Now, the connotation is different: saying "our X will be judged by.." spreads the responsibility among everyone and makes it too easy to shift the blame onto the next guy, while saying "your X will be judged by.." stresses on your personal contribution to the X, making it not that easy to shy away.
I think the personal pronoun you use is very interesting.
In your case, you seemed to be representing the common idea of a different culture, ie 'my society thought your society was this or that', eg 'Muslims think western societies to be greedy and unkind'.
Do you really think of yourself as one of many? If so, which type do you identify as? And then, do you think you are personally responsible for the actions of others of your type?
I personally think the general usage of a general collective pronouns to be inevitably misleading, but has the benefit of allowing one's preferred poor and unsubstantiated beliefs to be stated as indisputable fact.
I think you are in error to assume that the financialisation of property we have in our culture is a natural state everywhere at all times, and that it would have inevitably also applied to historical cultures.
It's great that people are taking a moral position re their work, and are seemingly prepared to take a bit of a risk in expressing themselves.
However, if we're honest, Google has a long history of selling 'the people' out on domestic surveillance. There is even a good argument that this is what it was created for in the first place, given it was seeded with money from inqtel, the CIA venture capital fund. So, while I commend acting with your conscience in this (rather minor) case, and I'm glad to see people attempt to draw a line somewhere, what will this really come to? I strongly suspect this is event itself is just theater for the masses, where corporates and their employees get to stand up to government (yay!). The reality is probably all that is being complained about, and far worse, has been going on for years.

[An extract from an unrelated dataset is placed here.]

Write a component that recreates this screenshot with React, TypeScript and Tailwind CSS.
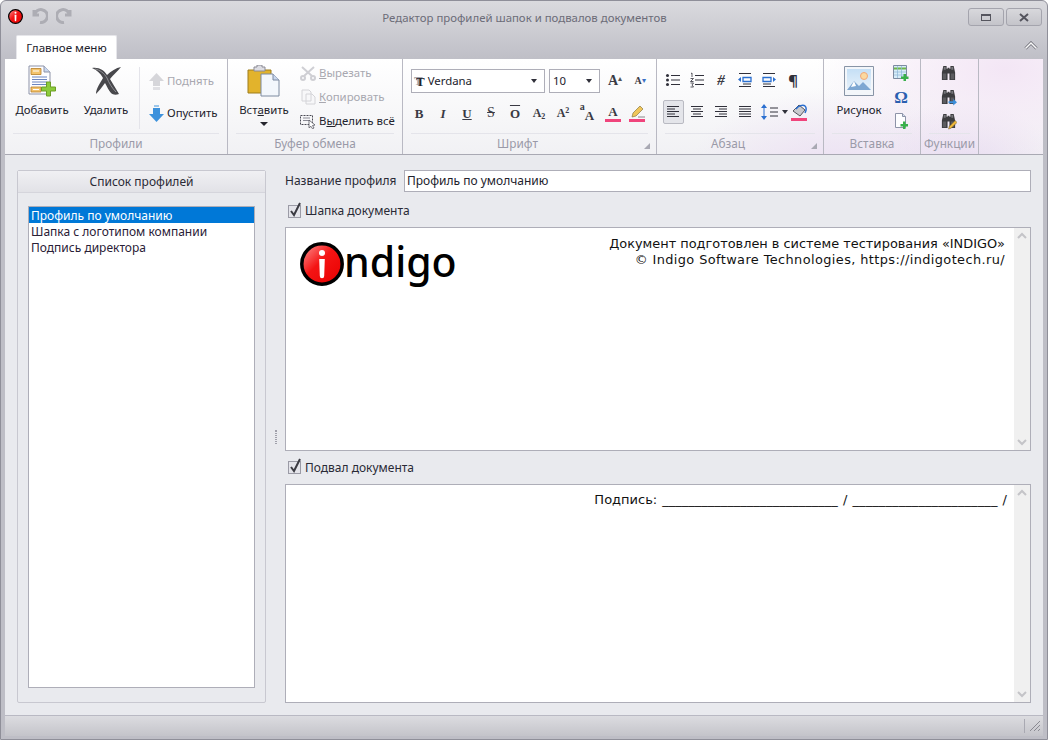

How far would these signatories go? Would they be prepared to walk away from all that money? Will they stop the rest of the dystopian coding/legislation writing, or is that stuff still ok (not that evil)?
Ultimately, is gaining the money worth the loss of one's soul? If you know better, and know that it is wrong to assist corporations and governments in cleaving people open for profit and control, but do it anyway for the house, private schools, holidays, Ferrari, only taking a stand in these performative, semi-sanctioned events - is this really the standard you accept for yourself? If so, then no problem. If not, what exactly are you doing the rest of the time? Are you able to switch your morality/heart/soul off? Judge yourself. If you find you are not acting in accord with yourself, everything is already lost.
It sounds to me like anthropic are basically 'all in' except for the caveats. Looking at the 2 examples they provide:
> We support the use of AI for lawful foreign intelligence and counterintelligence missions. But using these systems for mass domestic surveillance is incompatible with democratic values.
Why not do what the US are purported to do, where they spy on the others citizens and then hand over the data? Ie, adopt the legalistic view that "it's not domestic surveillance if the surveillance is done in another country", so just surveil from another data center.
> Even fully autonomous weapons (those that take humans out of the loop entirely and automate selecting and engaging targets) may prove critical for our national defense. But today, frontier AI systems are simply not reliable enough to power fully autonomous weapons. We will not knowingly provide a product that puts America’s warfighters and civilians at risk.
Yes, well that doesn't sound like that strong an objection: fully automated defence could be good but the tech isn't good enough yet, in their opinion.
There are such things and secret courts with secret rulings. You and I have no idea what is actually occurring because of this secrecy; we can only talk about that which is stated publicly.